Beim Verteidiger Stefan Posch klang das so: "Natürlich war es kein Offensivfeuerwerk, aber wir haben die Grundsätze im Fußball auf den Platz gebracht, kämpfen und laufen." Keine Widerrede. Die Frage muss allerdings erlaubt sein, warum der ambitionierten Europapokal-Teilnehmer sechs Spieltage vor Schluss lediglich mit "Grundtugenden" überzeugen kann.
In den Pokalwettbewerben ist man krachend an Außenseitern gescheitert, in der Liga sind die Saisonziele längst außer Reichweite. Eine spielerische Entwicklung sucht man genauso wie einige Leistungsträger, etwa Andrej Kramaric oder Florian Grillitsch, ihre Form.

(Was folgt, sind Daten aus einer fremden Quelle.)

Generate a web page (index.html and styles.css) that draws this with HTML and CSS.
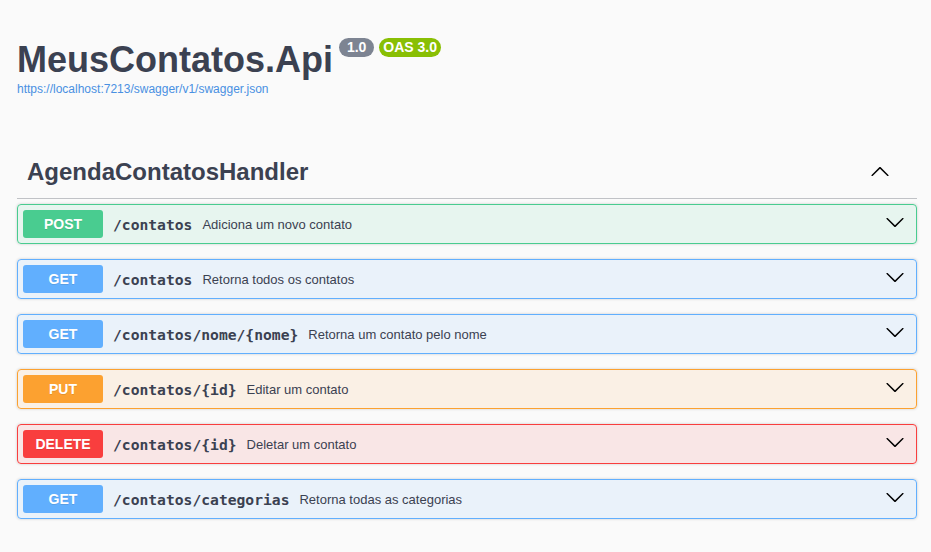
FILE: index.html
```
<!DOCTYPE html>
<html lang="pt">
<head>
<meta charset="utf-8">
<title>MeusContatos.Api</title>
<link rel="stylesheet" href="styles.css">
</head>
<body>
<div class="wrapper">
  <div class="info">
    <h2 class="title"><span class="title-text">MeusContatos.Api</span><span class="badge version"> 1.0 </span><span class="badge oas">OAS 3.0</span></h2>
    <a class="url" href="#">https://localhost:7213/swagger/v1/swagger.json</a>
  </div>

  <section class="tag-section">
    <h3 class="opblock-tag">
      <span class="tag-name">AgendaContatosHandler</span>
      <svg class="arrow up" width="20" height="20" viewBox="0 0 20 20"><path d="M17.418 14.908c.272.268.709.268.979 0s.271-.701 0-.969l-7.908-7.83c-.27-.268-.707-.268-.979 0l-7.908 7.83c-.27.268-.27.701 0 .969.271.268.709.268.979 0L10 7.767l7.418 7.141z"/></svg>
    </h3>

    <div class="opblock post">
      <span class="method">POST</span>
      <span class="path">/contatos</span>
      <span class="desc">Adiciona um novo contato</span>
      <svg class="arrow" width="20" height="20" viewBox="0 0 20 20"><path d="M17.418 6.109c.272-.268.709-.268.979 0s.271.701 0 .969l-7.908 7.83c-.27.268-.707.268-.979 0l-7.908-7.83c-.27-.268-.27-.701 0-.969.271-.268.709-.268.979 0L10 13.25l7.418-7.141z"/></svg>
    </div>

    <div class="opblock get">
      <span class="method">GET</span>
      <span class="path">/contatos</span>
      <span class="desc">Retorna todos os contatos</span>
      <svg class="arrow" width="20" height="20" viewBox="0 0 20 20"><path d="M17.418 6.109c.272-.268.709-.268.979 0s.271.701 0 .969l-7.908 7.83c-.27.268-.707.268-.979 0l-7.908-7.83c-.27-.268-.27-.701 0-.969.271-.268.709-.268.979 0L10 13.25l7.418-7.141z"/></svg>
    </div>

    <div class="opblock get">
      <span class="method">GET</span>
      <span class="path">/contatos/nome/{nome}</span>
      <span class="desc">Retorna um contato pelo nome</span>
      <svg class="arrow" width="20" height="20" viewBox="0 0 20 20"><path d="M17.418 6.109c.272-.268.709-.268.979 0s.271.701 0 .969l-7.908 7.83c-.27.268-.707.268-.979 0l-7.908-7.83c-.27-.268-.27-.701 0-.969.271-.268.709-.268.979 0L10 13.25l7.418-7.141z"/></svg>
    </div>

    <div class="opblock put">
      <span class="method">PUT</span>
      <span class="path">/contatos/{id}</span>
      <span class="desc">Editar um contato</span>
      <svg class="arrow" width="20" height="20" viewBox="0 0 20 20"><path d="M17.418 6.109c.272-.268.709-.268.979 0s.271.701 0 .969l-7.908 7.83c-.27.268-.707.268-.979 0l-7.908-7.83c-.27-.268-.27-.701 0-.969.271-.268.709-.268.979 0L10 13.25l7.418-7.141z"/></svg>
    </div>

    <div class="opblock delete">
      <span class="method">DELETE</span>
      <span class="path">/contatos/{id}</span>
      <span class="desc">Deletar um contato</span>
      <svg class="arrow" width="20" height="20" viewBox="0 0 20 20"><path d="M17.418 6.109c.272-.268.709-.268.979 0s.271.701 0 .969l-7.908 7.83c-.27.268-.707.268-.979 0l-7.908-7.83c-.27-.268-.27-.701 0-.969.271-.268.709-.268.979 0L10 13.25l7.418-7.141z"/></svg>
    </div>

    <div class="opblock get">
      <span class="method">GET</span>
      <span class="path">/contatos/categorias</span>
      <span class="desc">Retorna todas as categorias</span>
      <svg class="arrow" width="20" height="20" viewBox="0 0 20 20"><path d="M17.418 6.109c.272-.268.709-.268.979 0s.271.701 0 .969l-7.908 7.83c-.27.268-.707.268-.979 0l-7.908-7.83c-.27-.268-.27-.701 0-.969.271-.268.709-.268.979 0L10 13.25l7.418-7.141z"/></svg>
    </div>
  </section>
</div>
</body>
</html>
```
FILE: styles.css
```
html, body {
  margin: 0;
  padding: 0;
  background: #fafafa;
}

body {
  font-family: "Liberation Sans", Arial, sans-serif;
  color: #3b4151;
}

.wrapper {
  padding: 0 14px 0 17px;
}

.info {
  padding-top: 39px;
}

.title {
  display: flex;
  align-items: flex-start;
  margin: 0;
  font-size: 36px;
  line-height: 41px;
  font-weight: bold;
  color: #3b4151;
}

.badge {
  display: inline-block;
  margin-top: -1px;
  padding: 2px 4px 3px;
  border-radius: 57px;
  color: #fff;
  font-size: 14px;
  line-height: 14px;
  font-weight: bold;
  white-space: pre;
}

.version {
  margin-left: 6px;
  background: #7d8492;
}

.oas {
  margin-left: 5px;
  background: #89bf04;
}

.url {
  display: block;
  margin-top: 2px;
  font-size: 12px;
  line-height: 14px;
  color: #4990e2;
  text-decoration: none;
}

.tag-section {
  margin-top: 54px;
}

.opblock-tag {
  display: flex;
  align-items: center;
  margin: 0 0 5px;
  padding: 8px 20px 12px 10px;
  height: 28px;
  border-bottom: 1px solid rgba(59, 65, 81, 0.3);
  font-size: 24px;
  line-height: 28px;
  font-weight: bold;
  color: #3b4151;
}

.tag-name {
  flex: 1 1 auto;
}

.arrow {
  flex: none;
  fill: #000;
}

.arrow.up {
  margin: 0 7px 3px 0;
}

.opblock {
  display: flex;
  align-items: center;
  margin: 0 0 15px;
  padding: 5px;
  border: 1px solid;
  border-radius: 4px;
  box-shadow: 0 0 3px rgba(0, 0, 0, 0.19);
}

.opblock .arrow {
  margin: 0 6px 5px 0;
}

.method {
  flex: none;
  min-width: 80px;
  padding: 6px 0;
  border-radius: 3px;
  color: #fff;
  font-size: 14px;
  line-height: 16px;
  font-weight: bold;
  text-align: center;
  text-shadow: 0 1px 0 rgba(0, 0, 0, 0.1);
}

.path {
  padding: 0 10px;
  font-family: "DejaVu Sans Mono", "Liberation Mono", monospace;
  font-size: 14.67px;
  font-weight: bold;
  color: #3b4151;
}

.desc {
  flex: 1 1 auto;
  font-size: 13px;
  color: #3b4151;
}

.post { background: rgba(73, 204, 144, 0.1); border-color: #49cc90; }
.post .method { background: #49cc90; }

.get { background: rgba(97, 175, 254, 0.1); border-color: #61affe; }
.get .method { background: #61affe; }

.put { background: rgba(252, 161, 48, 0.1); border-color: #fca130; }
.put .method { background: #fca130; }

.delete { background: rgba(249, 62, 62, 0.1); border-color: #f93e3e; }
.delete .method { background: #f93e3e; }
```
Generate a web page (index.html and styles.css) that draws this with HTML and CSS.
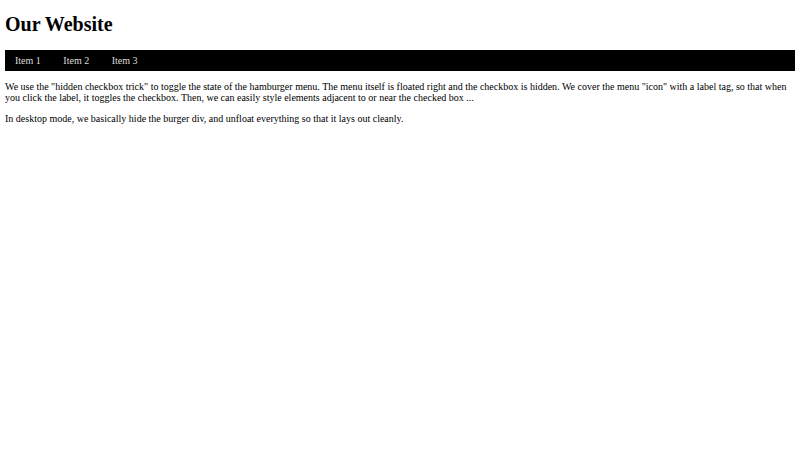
FILE: index.html
```html
<!DOCTYPE html>
<html>
<head>
<meta charset="utf-8">
<link rel="stylesheet" href="styles.css">
</head>
<body>
<h1 class="title">Our Website</h1>
<nav class="menu">
  <a class="menu-item" href="#">Item 1</a>
  <a class="menu-item" href="#">Item 2</a>
  <a class="menu-item" href="#">Item 3</a>
</nav>
<p class="text">We use the "hidden checkbox trick" to toggle the state of the hamburger menu. The menu itself is floated right and the checkbox is hidden. We cover the menu "icon" with a label tag, so that when you click the label, it toggles the checkbox. Then, we can easily style elements adjacent to or near the checked box ...</p>
<p class="text">In desktop mode, we basically hide the burger div, and unfloat everything so that it lays out cleanly.</p>
</body>
</html>
```
FILE: styles.css
```css
body {
  margin: 5px;
  font-family: "Liberation Serif", serif;
  font-size: 10px;
  color: #000;
  background: #fff;
}
.title {
  font-size: 20px;
  font-weight: bold;
  margin: 8.4px 0 13.4px;
}
.menu {
  background: #000;
}
.menu-item {
  display: inline-block;
  color: #ddd;
  text-decoration: none;
  padding: 5px 10px;
}
.text {
  margin: 10px 0;
}
```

Vermutlich müssen die Hoffenheimer es schon als Erfolg verbuchen, wenn sie nicht doch noch ganz unten reinrutschen in der Tabelle. Grillitsch kann sich das ohnehin nicht vorstellen. Man wisse schließlich, welche Qualität man habe. "Wir beschäftigen uns nicht damit, wie viele Punkte wir noch brauchen, um nicht abzusteigen", sagte der Österreicher – und bei den Zuhörern rauchten abermals die Köpfe.
Weiterhin fünf Punkte Vorsprung auf den Relegationsplatz und Duelle in Leipzig und gegen Gladbach vor der Brust – zählt das noch nicht als Abstiegskampf? Auch das ist offensichtlich Auslegungssache.